Впрочем, блага в нашем мире, если как следует в нем разобраться, все же значительно больше, чем зла. Мир этот создан исключительно для человека, потому что лишь он обладает разумом и способен познать Бога. Животные существуют, чтобы человек насыщал себя их мясом. Земля вращается вокруг своей оси, чтобы сменялись дни и ночи, что создает удобства для людей: ночью сподручнее охотиться на птиц и ловить рыбу. Вольф считал, что все это можно доказать математически. Его работы написаны “математическим методом” – в форме следующих друг из друга постулатов и теорем.
Будучи сам человеком душевно чистым, добрым и честным (что так отчетливо проявилось в отношении к Ломоносову и его товарищам), Вольф с детским простодушием верил в совершенство творения и всесилие разума. Его младшие современники, французские просветители, были мрачнее и насмешливее. Вольтер, у которого юный прусский престолонаследник, будущий Фридрих Великий, настойчиво спрашивал мнения о философии Вольфа, дипломатично отвечал: “Я еще не успел прочитать всю метафизику Вольфа… Но то немногое, что я успел в ней прочитать, показалось мне золотой цепью, спущенной с неба к земле.
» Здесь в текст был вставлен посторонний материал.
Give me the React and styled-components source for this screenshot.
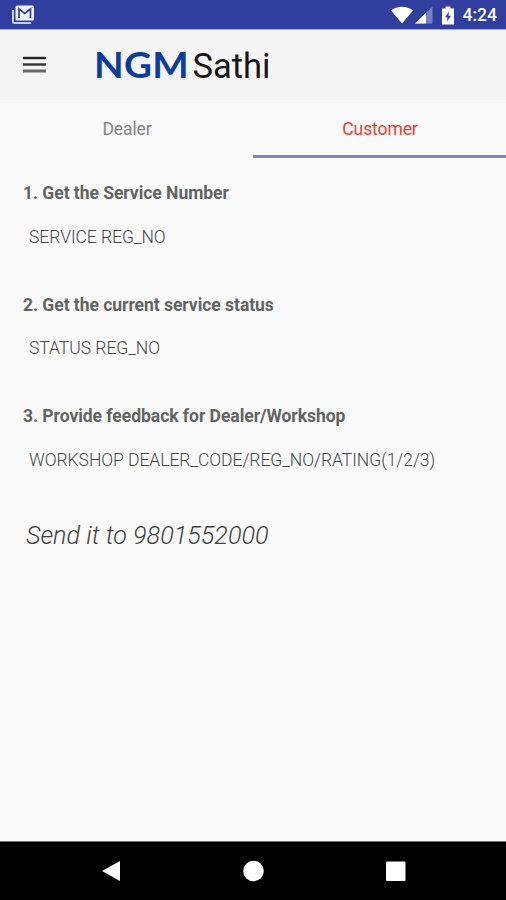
import React, { useState } from 'react';
import styled, { createGlobalStyle } from 'styled-components';

const GlobalStyle = createGlobalStyle`
  body {
    margin: 0;
    background-color: #fafafa;
    font-family: Roboto, sans-serif;
  }
`;

const Screen = styled.div`
  width: 506px;
  height: 900px;
  display: flex;
  flex-direction: column;
  overflow: hidden;
  background-color: #fafafa;
`;

const StatusBar = styled.header`
  box-sizing: border-box;
  height: 30px;
  padding: 1px 9px 0 11px;
  display: flex;
  align-items: center;
  background-color: #303f9f;
  border-bottom: 1px solid #aba9d8;
`;

const StatusIcons = styled.div`
  margin-left: auto;
  display: flex;
  align-items: center;
`;

const Radios = styled.div`
  display: flex;
  gap: 2px;
  margin-right: 9px;
`;

const Clock = styled.span`
  margin-left: 9px;
  font-size: 17.5px;
  line-height: 20px;
  font-weight: 500;
  color: white;
`;

const Toolbar = styled.div`
  height: 70px;
  padding-left: 23px;
  display: flex;
  align-items: center;
  background-color: #f5f5f5;
`;

const MenuButton = styled.button`
  width: 24px;
  height: 18px;
  margin-right: 47px;
  padding: 0;
  border: none;
  background: none;
  cursor: pointer;

  svg {
    display: block;
  }
`;

const Brand = styled.h1`
  margin: 0;
  display: flex;
  align-items: baseline;
  font-weight: 400;
`;

const BrandMark = styled.span`
  width: 98.5px;
  font-family: Lato, sans-serif;
  font-size: 36px;
  line-height: 40px;
  font-weight: 700;
  letter-spacing: 0.3px;
  color: #0c3c9c;
  transform: scaleX(1.07);
  transform-origin: left;
`;

const BrandName = styled.span`
  font-size: 34.5px;
  line-height: 40px;
  color: #161616;
`;

const Tabs = styled.nav`
  display: grid;
  grid-template-columns: 1fr 1fr;
  height: 58px;
`;

const Tab = styled.button`
  box-sizing: border-box;
  padding: 3px 0 0 1px;
  border: none;
  border-bottom: 3px solid ${props => props.$active ? '#8183bd' : 'transparent'};
  background: none;
  font-family: inherit;
  font-size: 17.5px;
  letter-spacing: -0.1px;
  color: ${props => props.$active ? '#f23b30' : '#858585'};
  cursor: pointer;
`;

const Content = styled.main`
  flex: 1;
  padding: 24px 23px 0;
`;

const Step = styled.section`
  height: 111.5px;
`;

const StepTitle = styled.h2`
  margin: 0 0 21.5px;
  font-size: 17.5px;
  line-height: 22px;
  font-weight: 700;
  letter-spacing: -0.04px;
  color: #636363;
`;

const StepCode = styled.p`
  margin: 0;
  padding-left: 6px;
  font-size: 17.5px;
  line-height: 22px;
  font-weight: 300;
  letter-spacing: -0.04px;
  white-space: nowrap;
  color: #484848;
`;

const SendTo = styled.p`
  margin: 3px 0 0 3px;
  font-size: 25.2px;
  line-height: 32px;
  font-style: italic;
  font-weight: 300;
  color: #404040;
`;

const NavBar = styled.footer`
  height: 58px;
  display: flex;
  justify-content: center;
  align-items: center;
  gap: 120px;
  background-color: black;
  border-top: 1px solid #707070;
`;

const NavButton = styled.button`
  width: 22px;
  height: 22px;
  padding: 0;
  border: none;
  background: none;
  cursor: pointer;

  svg {
    display: block;
  }
`;

const steps = [
  { title: "1. Get the Service Number", code: "SERVICE REG_NO" },
  { title: "2. Get the current service status", code: "STATUS REG_NO" },
  { title: "3. Provide feedback for Dealer/Workshop", code: "WORKSHOP DEALER_CODE/REG_NO/RATING(1/2/3)" },
];

const MailIcon = () => (
  <svg width="24" height="20" viewBox="0 0 24 20">
    <path d="M2 5v11.5q0 1.5 1.500 1.500H20" fill="none" stroke="#c9cdf0" strokeWidth="2" />
    <rect x="4.500" y="0.500" width="18.500" height="15" rx="1.500" fill="#eef0ff" />
    <path d="M8 13V4l5.700 4.500L19.500 4v9" fill="none" stroke="#303f9f" strokeWidth="1.700" />
  </svg>
);

const WifiIcon = () => (
  <svg width="22" height="18" viewBox="0 0 22 18">
    <path d="M0 4.500C6.500 -0.500 15.500 -0.500 22 4.500L11 17.500z" fill="white" />
  </svg>
);

const SignalIcon = () => (
  <svg width="18" height="18" viewBox="0 0 18 18">
    <path d="M0 17.500L17.500 0.500v17z" fill="#7780c1" />
    <path d="M0 17.500L11 6.800v10.700z" fill="white" />
  </svg>
);

const BatteryIcon = () => (
  <svg width="12" height="19" viewBox="0 0 12 19">
    <path d="M3.500 0.500h5v2H12v16H0v-16h3.500z" fill="white" />
    <path d="M7 5.500L3 11.200h2.500L5 15.700l4-6H6.500z" fill="#303f9f" />
  </svg>
);

const App = () => {
  const [activeTab, setActiveTab] = useState("Customer");

  return (
    <>
      <GlobalStyle />
      <Screen>
        <StatusBar>
          <MailIcon />
          <StatusIcons>
            <Radios>
              <WifiIcon />
              <SignalIcon />
            </Radios>
            <BatteryIcon />
            <Clock>4:24</Clock>
          </StatusIcons>
        </StatusBar>
        <Toolbar>
          <MenuButton aria-label="Menu">
            <svg width="24" height="18" viewBox="0 0 24 18">
              <path d="M0 2h23" stroke="#222" strokeWidth="2.400" />
              <path d="M0 8.500h23" stroke="#333" strokeWidth="2.400" />
              <path d="M0 15h23" stroke="#666" strokeWidth="3" />
            </svg>
          </MenuButton>
          <Brand>
            <BrandMark>NGM</BrandMark>
            <BrandName>Sathi</BrandName>
          </Brand>
        </Toolbar>
        <Tabs>
          {["Dealer", "Customer"].map((tab) => (
            <Tab key={tab} $active={activeTab === tab} onClick={() => setActiveTab(tab)}>
              {tab}
            </Tab>
          ))}
        </Tabs>
        <Content>
          {steps.map((step) => (
            <Step key={step.title}>
              <StepTitle>{step.title}</StepTitle>
              <StepCode>{step.code}</StepCode>
            </Step>
          ))}
          <SendTo>Send it to 9801552000</SendTo>
        </Content>
        <NavBar>
          <NavButton aria-label="Back">
            <svg width="22" height="22" viewBox="0 0 22 22">
              <path d="M20 1v20L2 11z" fill="white" />
            </svg>
          </NavButton>
          <NavButton aria-label="Home">
            <svg width="22" height="22" viewBox="0 0 22 22">
              <circle cx="11.500" cy="11" r="10.300" fill="white" />
            </svg>
          </NavButton>
          <NavButton aria-label="Recent apps">
            <svg width="22" height="22" viewBox="0 0 22 22">
              <rect x="2" y="1.500" width="19.500" height="19.500" rx="1" fill="white" />
            </svg>
          </NavButton>
        </NavBar>
      </Screen>
    </>
  );
};

export default App;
Правда, в ней имеются звенья столь слабые, что опасаешься, как бы они не порвались; но столько искусства вложено в их изготовление, что я восхищен ими…” Спустя двадцать лет он высмеял Вольфа в своем “Кандиде”. “Все к лучшему в этом лучшем из миров” – каким мрачным сарказмом звучат эти слова в устах неунывающего безносого Панглосса!
Ломоносова в учении Вольфа должны были заинтересовать три вещи: антропоцентризм, универсализм и – особо – учение об элементарных частицах, монадах. В Германии Ломоносов впервые столкнулся с объяснением мира через атомистические концепции. У Лейбница монада – это духовная сущность, дающая материи способность к развитию и познанию. Монад бесконечное множество, между ними нет двух одинаковых, но при этом каждая из них содержит в себе все остальные и весь мир в целом. Для Вольфа это было уже сложновато. В его представлении мир делим на бесконечное множество бесконечно различных материальных частиц, кроме которых существует еще и бесконечное множество различных нематериальных сущностей – “простых вещей”, которые и придают материи ее свойства. Ломоносов для себя упростил эту мысль еще больше. Он не был философом, и его интересовал в первую очередь материальный мир – мир, в котором ставили химические опыты, писали стихи и управляли государствами. Соединение “корпускул” различной формы как причина всех химических и физических явлений – это было понятно, логично и совпадало с рассуждениями Бойля. О нематериальных монадах Ломоносов не хотел и думать. Еще в 1754 году, незадолго до смерти Вольфа, когда в Германии разгорелся спор между сторонниками и противниками монадологии, Михайло Васильевич рвался вступить в бой и уничтожить своими аргументами “мистические теории” “шершней-монадологистов”, и лишь опасение “омрачить старость” своему учителю удержало его от этого.